When I asked people in my broad network what came to mind when they heard the term change management, the answers were thoughtful – but vague.
Words like training, communications, adoption, education and support.
It felt like watching people describe the surface of something without ever seeing its core.
That moment was like being handed a new pair of glasses after years of squinting.
It became clear how little clarity many organizations have about what change management resources actually bring to a project—and how poorly they have been explained when and why to use them.
Because here’s the truth: most organizations already have access to some form of change management.
The problem isn’t availability – it’s practical application.
Many leaders have change management resources nearby but aren’t sure when to engage them, what to ask of them, or how their work connects to delivery.

And that misunderstanding creates a quiet kind of waste – the kind that doesn’t show up on a dashboard but drains time, trust, and energy every single day.
The waste that doesn’t have to happen
It’s the waste that comes from:
- Endless back-and-forth because people weren’t engaged at the right time.
- Strained relationships caused by unclear communication or wrong assumptions.
- Meetings that should have been conversations, or decisions made without the people who will live with them.
You’ve probably heard it before — the frustration from those left out:
“I wish I’d been consulted.”
“No one told us about that discussion.” or “We could have flagged that early if anyone had asked.”And on the other side, the well-intentioned rationale from project teams:
“We just wanted to keep the group small.”
Both perspectives are understandable — but the disconnect they reveal is entirely avoidable when someone is paying attention to what people actually need to move forward.
That’s where change management comes in.
The Stakeholder Intelligence Engine
Change management serves as the stakeholder intelligence engine for any major initiative.
Yes, you may read that again.
Its focus is simple: helping the project team understand what stakeholders need to want the change, not just tolerate it.
What comes to light are their concerns, aspirations, and the kind of support they’ll need to feel ready.
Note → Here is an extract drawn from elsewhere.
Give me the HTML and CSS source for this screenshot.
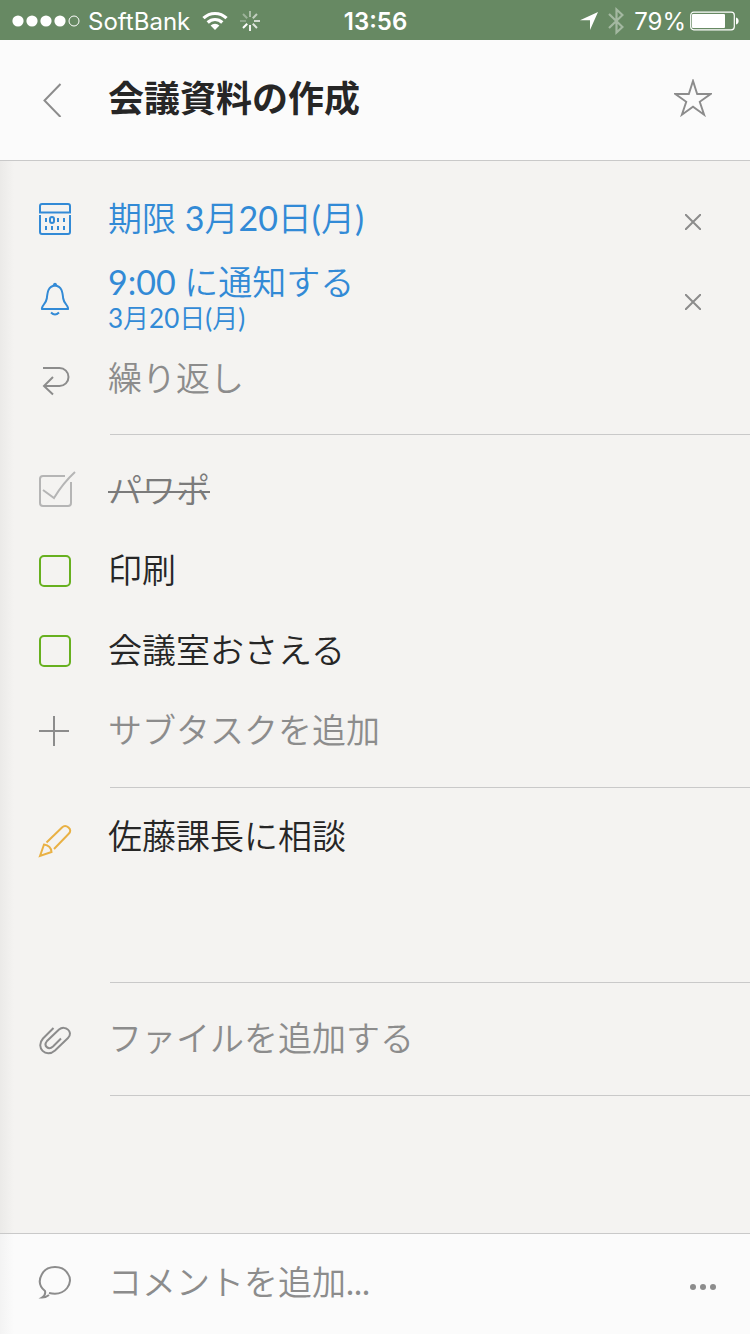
FILE: index.html
```html
<!DOCTYPE html>
<html lang="ja">
<head>
    <meta charset="UTF-8">
    <meta name="viewport" content="width=device-width, initial-scale=1.0">
    <title>会議資料の作成</title>
    <link rel="stylesheet" href="styles.css">
</head>
<body>
    <div class="status-bar">
        <div class="status-left">
            <svg width="68" height="12" viewBox="0 0 68 12" fill="#fff">
                <circle cx="6" cy="6" r="5.6"/>
                <circle cx="20" cy="6" r="5.6"/>
                <circle cx="34" cy="6" r="5.6"/>
                <circle cx="48" cy="6" r="5.6"/>
                <circle cx="62" cy="6" r="5" fill="none" stroke="#fff"/>
            </svg>
            <span class="carrier">SoftBank</span>
            <svg width="26" height="20" viewBox="0 0 26 20" fill="none" stroke="#fff" stroke-width="3.2">
                <path d="M1.5 7.2a16.4 16.4 0 0 1 23 0"/>
                <path d="M5.7 11.5a10.4 10.4 0 0 1 14.6 0"/>
                <path d="M13 19l-4.4-4.5a6.4 6.4 0 0 1 8.8 0z" fill="#fff" stroke="none"/>
            </svg>
            <svg class="spinner" width="20" height="20" viewBox="0 0 20 20" stroke="#fff" stroke-width="2">
                <path d="M10 0v6" opacity=".45"/>
                <path d="M17 3l-4.2 4.2" opacity=".6"/>
                <path d="M20 10h-6" opacity=".7"/>
                <path d="M17 17l-4.2-4.2" opacity=".8"/>
                <path d="M10 20v-6" opacity=".9"/>
                <path d="M3 17l4.2-4.2"/>
                <path d="M0 10h6" opacity=".25"/>
                <path d="M3 3l4.2 4.2" opacity=".35"/>
            </svg>
        </div>
        <time class="clock">13:56</time>
        <div class="status-right">
            <svg width="18" height="18" viewBox="0 0 18 18" fill="#fff"><path d="M18 0L10 18V8.2H0z"/></svg>
            <svg class="bluetooth" width="16" height="28" viewBox="0 0 16 28" fill="none" stroke="#fff" stroke-width="2.2"><path d="M1 7l13.5 13L8.500 25.500V2.500l6 5.500L1 21"/></svg>
            <span>79%</span>
            <svg class="battery" width="49" height="20" viewBox="0 0 49 20">
                <rect x=".7" y="1.2" width="43.6" height="17.6" rx="3" fill="none" stroke="#fff" stroke-width="1.2"/>
                <rect x="2" y="3" width="33" height="14" rx="1" fill="#fff"/>
                <path d="M46 6.5c3.5.8 3.5 6.2 0 7z" fill="#fff"/>
            </svg>
        </div>
    </div>

    <header class="task-header">
        <button class="icon-button" aria-label="戻る">
            <svg class="icon" viewBox="0 0 34 34"><path d="M22.5 1L6.5 17.5 22.5 34"/></svg>
        </button>
        <h1>会議資料の作成</h1>
        <button class="star-button" aria-label="スター">
            <svg width="38" height="38" viewBox="0 0 40 40"><path d="M20 2l4.400 13.800h14.100L27.100 24l4.600 13.600L20 29.200 8.300 37.600 12.900 24 1.500 15.800h14.100z"/></svg>
        </button>
    </header>

    <main>
        <section class="group dates">
            <div class="row blue">
                <svg class="icon" viewBox="0 0 34 34">
                    <path d="M2 10.500V4q0-2 2-2h26q2 0 2 2v6.500zM2 13v17q0 2 2 2h26q2 0 2-2V13"/>
                    <path d="M8 16v4M20 16v4M26 16v4M8 24v4M14 24v4M20 24v4M26 24v4"/>
                    <rect x="12" y="15" width="4" height="6" rx="2"/>
                </svg>
                <button class="text-button">期限 3月20日(月)</button>
                <button class="clear-button" aria-label="期限を削除"><svg width="16" height="16" viewBox="0 0 16 16"><path d="M0 0l16 16M16 0L0 16"/></svg></button>
            </div>
            <div class="row blue">
                <svg class="icon" viewBox="0 0 34 34">
                    <path d="M4 27h26c1-3-4-5-4.800-10.500C24.500 10 24 4.500 17 3.500 10 4.500 9.500 10 8.800 16.500 8 22 3 24 4 27zM15.500 3q1.500-2.400 3 0M13 30.500q4 4 8 0"/>
                </svg>
                <button class="text-button">9:00 に通知する<small>3月20日(月)</small></button>
                <button class="clear-button" aria-label="通知を削除"><svg width="16" height="16" viewBox="0 0 16 16"><path d="M0 0l16 16M16 0L0 16"/></svg></button>
            </div>
            <div class="row gray">
                <svg class="icon" viewBox="0 0 34 34"><path d="M5 6h16.500a9 9 0 0 1 0 18H7M15 15l-9 9 9 8.500"/></svg>
                <button class="text-button">繰り返し</button>
            </div>
        </section>

        <section class="group">
            <div class="row done">
                <span class="check-box">
                    <input type="checkbox" id="sub1" checked>
                    <svg class="check-mark" width="38" height="38" viewBox="0 0 38 38">
                        <path d="M27 6H5Q2 6 2 9v24q0 3 3 3h25q3 0 3-3V12M5 20l11 8Q25 13 37 2"/>
                    </svg>
                </span>
                <label for="sub1">パワポ</label>
            </div>
            <div class="row">
                <span class="check-box"><input type="checkbox" id="sub2"></span>
                <label for="sub2">印刷</label>
            </div>
            <div class="row">
                <span class="check-box"><input type="checkbox" id="sub3"></span>
                <label for="sub3">会議室おさえる</label>
            </div>
            <div class="row gray">
                <svg class="icon" viewBox="0 0 34 34"><path d="M1 17h30M16 2v30"/></svg>
                <input type="text" placeholder="サブタスクを追加" aria-label="サブタスクを追加">
            </div>
        </section>

        <section class="group note">
            <div class="row">
                <svg class="icon yellow" viewBox="0 0 34 34">
                    <path d="M2 32l4-11.500q7 1 7.500 7.500zM8.500 18.500L24 3.500q3-3 6.500 0t0 6.500L16 25"/>
                </svg>
                <textarea aria-label="メモ">佐藤課長に相談</textarea>
            </div>
        </section>

        <section class="group">
            <div class="row gray">
                <svg class="icon" viewBox="0 0 34 34">
                    <path d="M15.500 6L5 16.500c-8 9 3 20 12 12L30 16c6-6-3-13.500-9-8.500L9 19c-4 5 1.500 9.500 6 5.500l8-8"/>
                </svg>
                <button class="text-button">ファイルを追加する</button>
            </div>
        </section>
    </main>

    <footer class="comment-bar gray">
        <svg class="icon" viewBox="0 0 34 34">
            <path d="M11 28C28 32 36 17 30 9 25-.5 9-.5 4 9 0 16 2 22 7 26q1 4-3 6.500 4 0 7-2.500"/>
        </svg>
        <input type="text" placeholder="コメントを追加..." aria-label="コメントを追加">
        <button class="more-button" aria-label="その他"><svg width="26" height="6" viewBox="0 0 26 6"><circle cx="3" cy="3" r="3"/><circle cx="13" cy="3" r="3"/><circle cx="23" cy="3" r="3"/></svg></button>
    </footer>
</body>
</html>
```
FILE: styles.css
```css
* {
    box-sizing: border-box;
}
body {
    margin: 0;
    min-height: 100vh;
    display: flex;
    flex-direction: column;
    background-color: #f4f3f1;
    color: #262626;
    font-family: Lato, "Noto Sans CJK JP DemiLight", "Noto Sans CJK JP", sans-serif;
    font-size: 34px;
    font-weight: 400;
    line-height: 40px;
}
button, input, textarea {
    margin: 0;
    padding: 0;
    border: none;
    background: none;
    color: inherit;
    font: inherit;
    text-align: left;
}
button {
    cursor: pointer;
}
svg {
    display: block;
    flex-shrink: 0;
}

/* status bar */
.status-bar {
    display: grid;
    grid-template-columns: 1fr auto 1fr;
    align-items: center;
    height: 40px;
    padding: 0 11px 0 12px;
    background-color: #678963;
    color: #fff;
    font-family: Inter, sans-serif;
    font-size: 24px;
}
.status-left, .status-right {
    display: flex;
    align-items: center;
    gap: 8px;
}
.status-right {
    justify-content: flex-end;
    gap: 4px;
}
.status-bar span, .clock {
    padding-top: 2px;
}
.carrier {
    margin-right: 4px;
}
.spinner {
    margin-left: 4px;
}
.clock {
    font-weight: 600;
}
.bluetooth {
    opacity: 0.4;
    margin: 0 6px;
}

/* header */
.task-header {
    display: flex;
    align-items: center;
    height: 121px;
    padding: 0 38px 4px;
    background-color: #fbfbfb;
    border-bottom: 1px solid #c9c9c9;
}
.task-header h1 {
    flex: 1;
    margin: 0 0 0 36px;
    font-family: Lato, "Noto Sans CJK JP", sans-serif;
    font-size: 36px;
    font-weight: 700;
    line-height: 40px;
}
.icon {
    width: 34px;
    height: 34px;
}
.icon, .check-mark, .clear-button svg, .star-button svg {
    fill: none;
    stroke: currentColor;
    stroke-width: 2;
}
.icon-button, .star-button, .clear-button {
    color: #8c8c8c;
}
.icon-button {
    margin-top: 4px;
}

/* task rows */
main {
    flex: 1;
    background: linear-gradient(to right, #ebeae8, #f4f3f1 14px);
}
.group {
    padding: 16px 0 17px;
    background: linear-gradient(#c9c9c9, #c9c9c9) 110px 100% / 100% 1px no-repeat;
}
.dates {
    padding: 18px 0 16px;
}
.row {
    display: flex;
    align-items: center;
    gap: 36px;
    min-height: 80px;
    padding: 0 49px 0 38px;
}
.text-button, .row label, .row input[type="text"], .row textarea {
    flex: 1;
    min-width: 0;
    padding-bottom: 2px;
}
.text-button small {
    display: block;
    font-size: 26px;
    line-height: 32px;
}
.clear-button {
    padding-top: 6px;
}
.blue {
    color: #328ad6;
}
.gray {
    color: #8c8c8c;
}
.yellow {
    color: #e9b144;
}
::placeholder {
    color: #8c8c8c;
    opacity: 1;
}

/* subtasks */
.check-box {
    display: grid;
    grid-template: 34px / 34px;
}
.check-box input {
    appearance: none;
    grid-area: 1 / 1;
    margin: 1px;
    border: 2px solid #67b01f;
    border-radius: 5px;
}
.check-box input:checked {
    border-color: transparent;
}
.check-mark {
    grid-area: 1 / 1;
    align-self: end;
    color: #b5b5b5;
    pointer-events: none;
}
.done label {
    color: #7b7b7b;
    text-decoration: line-through;
    text-decoration-thickness: 2px;
}

/* note */
.note {
    padding-bottom: 4px;
}
.note .row {
    align-items: flex-start;
}
.note .icon {
    margin-top: 20px;
}
.note textarea {
    height: 163px;
    margin-top: 12px;
    resize: none;
    outline: none;
}

/* comment bar */
.comment-bar {
    display: flex;
    align-items: center;
    gap: 36px;
    height: 101px;
    padding: 0 34px 4px 38px;
    background: linear-gradient(to right, #f3f3f3, #fbfbfb 14px);
    border-top: 1px solid #c9c9c9;
}
.comment-bar input {
    flex: 1;
    min-width: 0;
}
.more-button svg {
    fill: #8c8c8c;
    margin-top: 10px;
}
```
That intelligence then becomes practical action — who to engage, what to say, when to say it, and how to tailor plans so they land well.
It’s not “soft work tacked onto someone’s to-do list.”
It’s structured intelligence that directs and right-sizes efforts, improves timing, and reduces noise across the project.
Ignore it, and you’ll see the cost in misalignment, delayed adoption, and people quietly opting out of what they were never invited to own.
This is what this means in practice:
Change management resources conduct deep-dive stakeholder analyses – mapping who will be impacted, how, and what each group needs to move forward confidently. They provide structured insights that guide decisions, communications, and engagement plans.
If this part is not done correctly, many downstream activities will suffer from frustration and poor quality.

When intelligence turns into alignment
When that intelligence is used well, something remarkable happens: the project begins to speak a shared language.
A clear, people-centred vision emerges – one that makes sense to everyone who needs to care about it.
People can finally see themselves in the why. They understand what the change means for them, how they contribute, and what success looks like on their side of the fence.
That clarity replaces anxiety with confidence.

This is what this means in practice:
Change management resources craft compelling change stories and messaging frameworks that translate strategy into meaning. They ensure every audience – from executives to frontline employees – understands the why, what, and how in language that resonates.
Keeping the human side in sight
From there, change management quietly guards the human side of progress.
While the project team tracks milestones, change management tracks readiness — observing how people are absorbing, adjusting, and adapting to change.
It’s the pulse that keeps leadership aware of whether the organization is truly ready to move forward, not just technically prepared to go live.
When that pulse is missing, projects can look “on track” while people quietly disconnect or stay frustrated beneath the surface.
This is what this means in practice:
Change management resources create and maintain readiness dashboards, pulse surveys, and feedback loops that track engagement and confidence across stakeholder groups — giving project leadership visibility into adoption health before go-live.
Celebrating growth, not just delivery
From the beginning of a project through the end (and often beyond), change management ensures that growth is seen and celebrated – not only in the delivery of a system or process, but also in the people who made it happen.
Those moments of recognition matter.
They turn change from something to endure into something to be proud of.
It’s often in those acknowledgements that people realize they didn’t just survive the change — they grew through it.
This is what this means in practice:
Change management recognizes contributions, shares success stories, and embeds celebration rituals that sustain motivation and ownership beyond go-live.
The Simple Lesson
What that small “network experiment” revealed wasn’t that people don’t value change management — it’s that they’ve never really been told what it prevents.
When it’s missing, the waste is human — lost energy, damaged trust, and missed opportunity.
It also shows up as missed ROI, extended project timelines, and a quiet loss of leadership credibility.
Change is always happening — the real question is whether leaders guide it with intention or let it unfold on its own.
Change management brings intention and structure to the human side of progress.
It’s not about tools or templates; it’s about leadership choosing to make change with people, not to them – giving them the space, support, and clarity to understand, contribute, and grow through it.
And when people finish a project proud of what they built and how they got there, that’s when you know the work was worth doing – even if it never makes it onto the KPI dashboard.